## Stated exercise
Collect all lines containing the word "React" from the data.

## Records for this task

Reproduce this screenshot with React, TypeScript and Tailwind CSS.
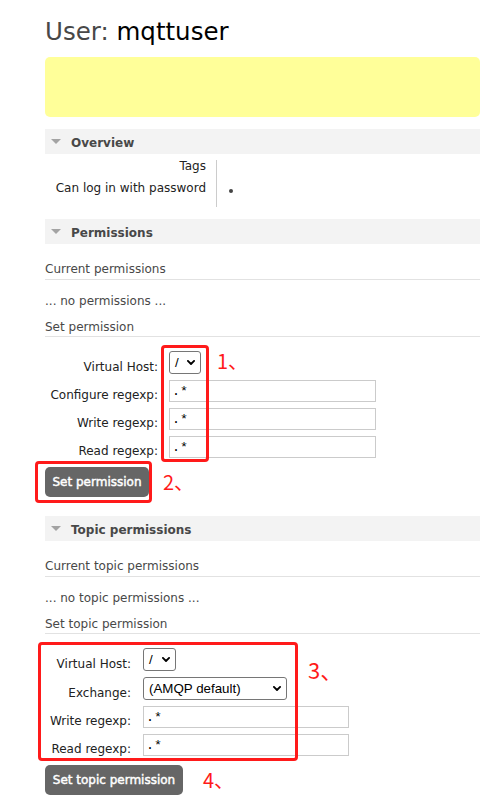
import React from "react";

const Chevron = () => (
  <svg width="8" height="5" viewBox="0 0 8 5" className="shrink-0">
    <path d="M0.9 0.9 L4 4 L7.1 0.9" stroke="#000" strokeWidth="1.8" fill="none" strokeLinecap="round" strokeLinejoin="round" />
  </svg>
);

function SectionHeader({ title }: { title: string }) {
  return (
    <div className="flex h-[25px] items-start bg-[#f3f3f3]">
      <svg className="ml-[6px] mr-[10px] self-center" width="10" height="5" viewBox="0 0 10 5">
        <path d="M0 0H10L5 5Z" fill="#a3a3a3" />
      </svg>
      <span className="font-bold leading-[28px] text-[#484848]">{title}</span>
    </div>
  );
}

function RegexInput({ w }: { w: string }) {
  return (
    <input
      readOnly
      value=".*"
      className={`${w} h-[22px] border border-[#cbcbcb] bg-white px-[2px] font-['Liberation_Mono',monospace] text-[13.33px] text-black outline-none`}
    />
  );
}

export default function App() {
  return (
    <div className="min-h-[811px] w-[480px] overflow-hidden bg-white pl-[45px] font-['DejaVu_Sans',sans-serif] text-[12px] text-[#222]">
      <h1 className="pt-[17px] text-[24.5px] leading-[30px] font-normal whitespace-nowrap">
        <span className="text-[#484848]">User: </span>
        <span className="text-black">mqttuser</span>
      </h1>

      <div className="mt-[10px] h-[60px] rounded-[5px] bg-[#ffff99]" />

      <div className="mt-[12px]">
        <SectionHeader title="Overview" />
      </div>
      <div className="mt-[6px] flex">
        <div className="w-[172px] border-r border-[#cccccc] pr-[10px] pb-[13px] text-right text-[#222]">
          <div className="leading-[12px]">Tags</div>
          <div className="mt-[10px] leading-[12px] whitespace-nowrap">Can log in with password</div>
        </div>
        <div className="pl-[12px] pt-[29px]">
          <div className="h-[3.5px] w-[3.5px] rounded-full bg-[#444]" />
        </div>
      </div>

      <div className="mt-[12px]">
        <SectionHeader title="Permissions" />
      </div>
      <h3 className="mt-[15px] border-b border-[#e2e2e2] pt-[1px] leading-[19px] text-[#484848]">Current permissions</h3>
      <p className="mt-[11px] leading-[20px] text-[#484848]">... no permissions ...</p>
      <h3 className="mt-[5px] border-b border-[#e2e2e2] pt-[3px] leading-[17px] text-[#484848]">Set permission</h3>

      <div className="relative mt-[14px] flex flex-col">
        <div className="flex items-center">
          <div className="w-[113px] pt-[8px] text-right leading-[14px]">Virtual Host:</div>
          <div className="ml-[11px] flex h-[23px] w-[32px] items-center justify-between rounded-[3px] border border-[#767676] bg-white pl-[5px] pr-[5px] font-['Liberation_Sans',Arial,sans-serif] text-[13.33px] text-black">
            <span>/</span>
            <Chevron />
          </div>
        </div>
        <div className="mt-[6px] flex items-center">
          <div className="w-[113px] pt-[8px] text-right leading-[14px] whitespace-nowrap">Configure regexp:</div>
          <div className="ml-[11px]">
            <RegexInput w="w-[207px]" />
          </div>
        </div>
        <div className="mt-[6px] flex items-center">
          <div className="w-[113px] pt-[8px] text-right leading-[14px]">Write regexp:</div>
          <div className="ml-[11px]">
            <RegexInput w="w-[207px]" />
          </div>
        </div>
        <div className="mt-[6px] flex items-center">
          <div className="w-[113px] pt-[8px] text-right leading-[14px]">Read regexp:</div>
          <div className="ml-[11px]">
            <RegexInput w="w-[207px]" />
          </div>
        </div>
        <div className="pointer-events-none absolute left-[116px] top-[-6px] h-[117px] w-[48px] rounded-[4px] border-[3px] border-[#ff1a1a]" />
        <span className="absolute left-[172px] top-[0px] font-['Noto_Sans_CJK_SC',sans-serif] text-[20px] leading-[20px] text-[#ff1a1a] whitespace-nowrap">1、</span>
      </div>

      <div className="relative mt-[9px] flex">
        <button className="h-[30px] w-[104px] rounded-[5px] bg-[#666666] text-center text-[12px] leading-[30px] text-white [-webkit-text-stroke:0.45px_white]">
          Set permission
        </button>
        <div className="pointer-events-none absolute left-[-10px] top-[-6px] h-[42px] w-[117px] rounded-[4px] border-[3px] border-[#ff1a1a]" />
        <span className="absolute left-[118px] top-[5px] font-['Noto_Sans_CJK_SC',sans-serif] text-[20px] leading-[20px] text-[#ff1a1a] whitespace-nowrap">2、</span>
      </div>

      <div className="mt-[19px]">
        <SectionHeader title="Topic permissions" />
      </div>
      <h3 className="mt-[15px] border-b border-[#e2e2e2] pt-[1px] leading-[19px] text-[#484848]">Current topic permissions</h3>
      <p className="mt-[11px] leading-[20px] text-[#484848]">... no topic permissions ...</p>
      <h3 className="mt-[5px] border-b border-[#e2e2e2] pt-[3px] leading-[17px] text-[#484848]">Set topic permission</h3>

      <div className="relative mt-[14px] flex flex-col">
        <div className="flex items-center">
          <div className="w-[86px] pt-[8px] text-right leading-[14px]">Virtual Host:</div>
          <div className="ml-[12px] flex h-[23px] w-[33px] items-center justify-between rounded-[3px] border border-[#767676] bg-white pl-[5px] pr-[5px] font-['Liberation_Sans',Arial,sans-serif] text-[13.33px] text-black">
            <span>/</span>
            <Chevron />
          </div>
        </div>
        <div className="mt-[6px] flex items-center">
          <div className="w-[86px] pt-[8px] text-right leading-[14px]">Exchange:</div>
          <div className="ml-[12px] flex h-[23px] w-[144px] items-center justify-between rounded-[3px] border border-[#767676] bg-white pl-[5px] pr-[5px] font-['Liberation_Sans',Arial,sans-serif] text-[13.33px] text-black">
            <span>(AMQP default)</span>
            <Chevron />
          </div>
        </div>
        <div className="mt-[6px] flex items-center">
          <div className="w-[86px] pt-[8px] text-right leading-[14px]">Write regexp:</div>
          <div className="ml-[12px]">
            <RegexInput w="w-[206px]" />
          </div>
        </div>
        <div className="mt-[6px] flex items-center">
          <div className="w-[86px] pt-[8px] text-right leading-[14px]">Read regexp:</div>
          <div className="ml-[12px]">
            <RegexInput w="w-[206px]" />
          </div>
        </div>
        <div className="pointer-events-none absolute left-[-7px] top-[-6px] h-[119px] w-[260px] rounded-[4px] border-[3px] border-[#ff1a1a]" />
        <span className="absolute left-[263px] top-[10px] font-['Noto_Sans_CJK_SC',sans-serif] text-[22px] leading-[22px] text-[#ff1a1a] whitespace-nowrap">3、</span>
      </div>

      <div className="relative mt-[9px] flex">
        <button className="h-[30px] w-[138px] rounded-[5px] bg-[#666666] text-center text-[12px] leading-[30px] text-white [-webkit-text-stroke:0.45px_white]">
          Set topic permission
        </button>
        <span className="absolute left-[158px] top-[5px] font-['Noto_Sans_CJK_SC',sans-serif] text-[20px] leading-[20px] text-[#ff1a1a] whitespace-nowrap">4、</span>
      </div>
    </div>
  );
}
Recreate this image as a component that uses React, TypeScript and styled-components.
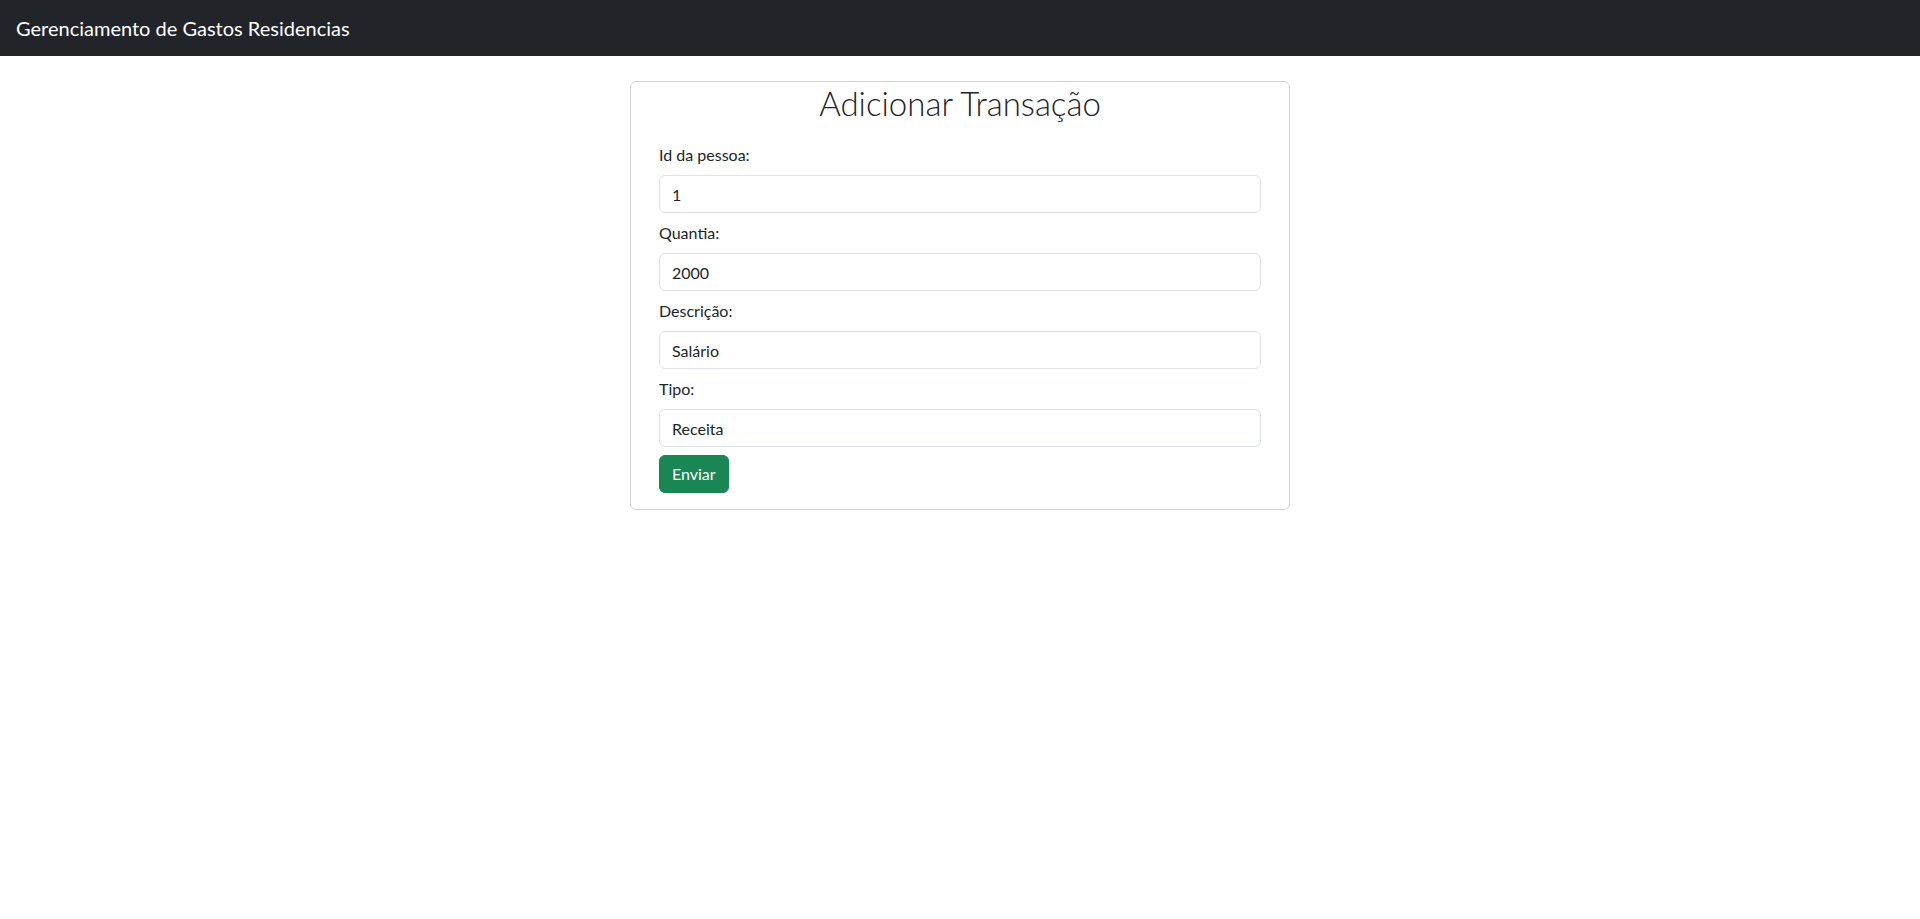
import React from "react";
import styled, { createGlobalStyle } from "styled-components";

const FONT = `Lato, "Liberation Sans", sans-serif`;

const Global = createGlobalStyle`
  * { box-sizing: border-box; }
  html, body { margin: 0; padding: 0; background: #fff; }
  body {
    font-family: ${FONT};
    font-size: 16px;
    line-height: 1.5;
    color: #212529;
  }
`;

const Navbar = styled.nav`
  height: 56px;
  background: #212529;
  display: flex;
  align-items: center;
  padding: 0 16px;
`;

const Brand = styled.span`
  color: #fff;
  font-size: 20px;
  line-height: 30px;
`;

const Main = styled.main`
  display: flex;
  justify-content: center;
  padding-top: 25px;
`;

const Card = styled.form`
  width: 660px;
  border: 1px solid #d3d4d5;
  border-radius: 6px;
  padding: 2px 28px 16px;
  display: flex;
  flex-direction: column;
`;

const Title = styled.h2`
  margin: 0 0 21px;
  font-size: 33px;
  font-weight: 300;
  line-height: 38px;
  text-align: center;
  color: #212529;
`;

const Field = styled.div`
  display: flex;
  flex-direction: column;
  margin-bottom: 8px;
`;

const Label = styled.label`
  font-size: 16px;
  line-height: 24px;
  margin-bottom: 8px;
  color: #212529;
`;

const Input = styled.input`
  height: 38px;
  width: 100%;
  padding: 6px 12px;
  font-family: ${FONT};
  font-size: 16px;
  line-height: 24px;
  color: #212529;
  background: #fff;
  border: 1px solid #dee2e6;
  border-radius: 6px;
  outline: none;
`;

const Button = styled.button`
  align-self: flex-start;
  height: 38px;
  padding: 6px 12px;
  font-family: ${FONT};
  font-size: 16px;
  line-height: 24px;
  color: #fff;
  background: #198754;
  border: 1px solid #198754;
  border-radius: 6px;
  cursor: pointer;
`;

const fields = [
  { id: "pessoa", label: "Id da pessoa:", value: "1" },
  { id: "quantia", label: "Quantia:", value: "2000" },
  { id: "descricao", label: "Descrição:", value: "Salário" },
  { id: "tipo", label: "Tipo:", value: "Receita" },
];

export default function App() {
  return (
    <>
      <Global />
      <Navbar>
        <Brand>Gerenciamento de Gastos Residencias</Brand>
      </Navbar>
      <Main>
        <Card onSubmit={(e) => e.preventDefault()}>
          <Title>Adicionar Transação</Title>
          {fields.map((f) => (
            <Field key={f.id}>
              <Label htmlFor={f.id}>{f.label}</Label>
              <Input id={f.id} defaultValue={f.value} />
            </Field>
          ))}
          <Button type="submit">Enviar</Button>
        </Card>
      </Main>
    </>
  );
}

## Exercise result
Reproduce this screenshot with React, TypeScript and Tailwind CSS.
import React from "react";
Recreate this image as a component that uses React, TypeScript and styled-components.
import React from "react";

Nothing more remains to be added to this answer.